Thanks for joining me. Thames Water has been told it will not be given a £500m lifeline by the end of the month, putting the supplier a step closer towards nationalisation.
Without the extra money from investors, who include Canadian pension fund Omers and the Universities Superannuation Scheme, Thames would be at risk of relying on a taxpayer-backed bailout. The business needs billions of pounds to survive.
Thames announced last year that investors were willing to inject £3.25bn into the business, with £750m expected in 2024.
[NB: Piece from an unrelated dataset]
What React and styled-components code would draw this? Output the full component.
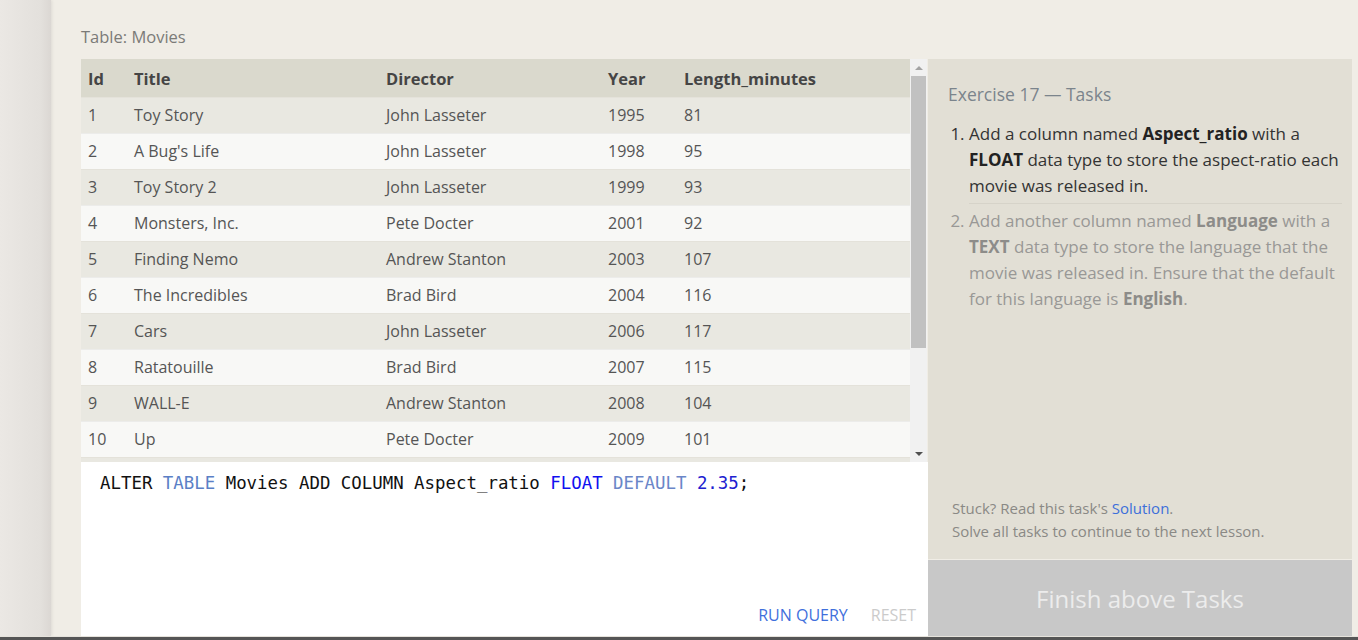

5 things to start your day
1) National Living Wage should start at 18 instead of 21, says pay-setting group | Business chiefs warn change would be unaffordable
2) Crunch meeting at Thames Water amid scramble for £750m | Directors race to finalise lifeline from shareholders and avoid special administration
3) BT to convert 2,000 old payphones into advertising screens | Telecoms giant plans to triple its number of digital screens despite local backlash
4) Morrisons’ losses mount amid debt finance pressures | Higher interest rates hammer supermarket as it attempts ambitious turnaround plan
5) Insurers face record $3bn bill from Baltimore bridge collapse | Payout will be up to double the claim for Costa Concordia wreck, say analysts
What happened overnight
Asian investors trod carefully on Thursday after a Federal Reserve official floated the idea of delaying or reducing interest rate cuts.
Hong Kong, Shanghai, Sydney and Wellington rising, while Singapore, Seoul, Taipei and Jakarta fell.
Tokyo’s benchmark Nikkei 225 closed down 1.5pc, or 594.66 points, at 40,168.07, while the broader Topix index lost 1.7pc, or 48.47 points, to 2,750.81.
Chinese markets recouped losses from the day before. Hong Kong’s Hang Seng index gained 1.1pc to 16,579.99, while the Shanghai Composite advanced 1.2pc to 3,029.01.
Australia’s S&P/ASX 200 jumped 0.9pc to 7,887.00. Taiwan’s Taiex was little changed.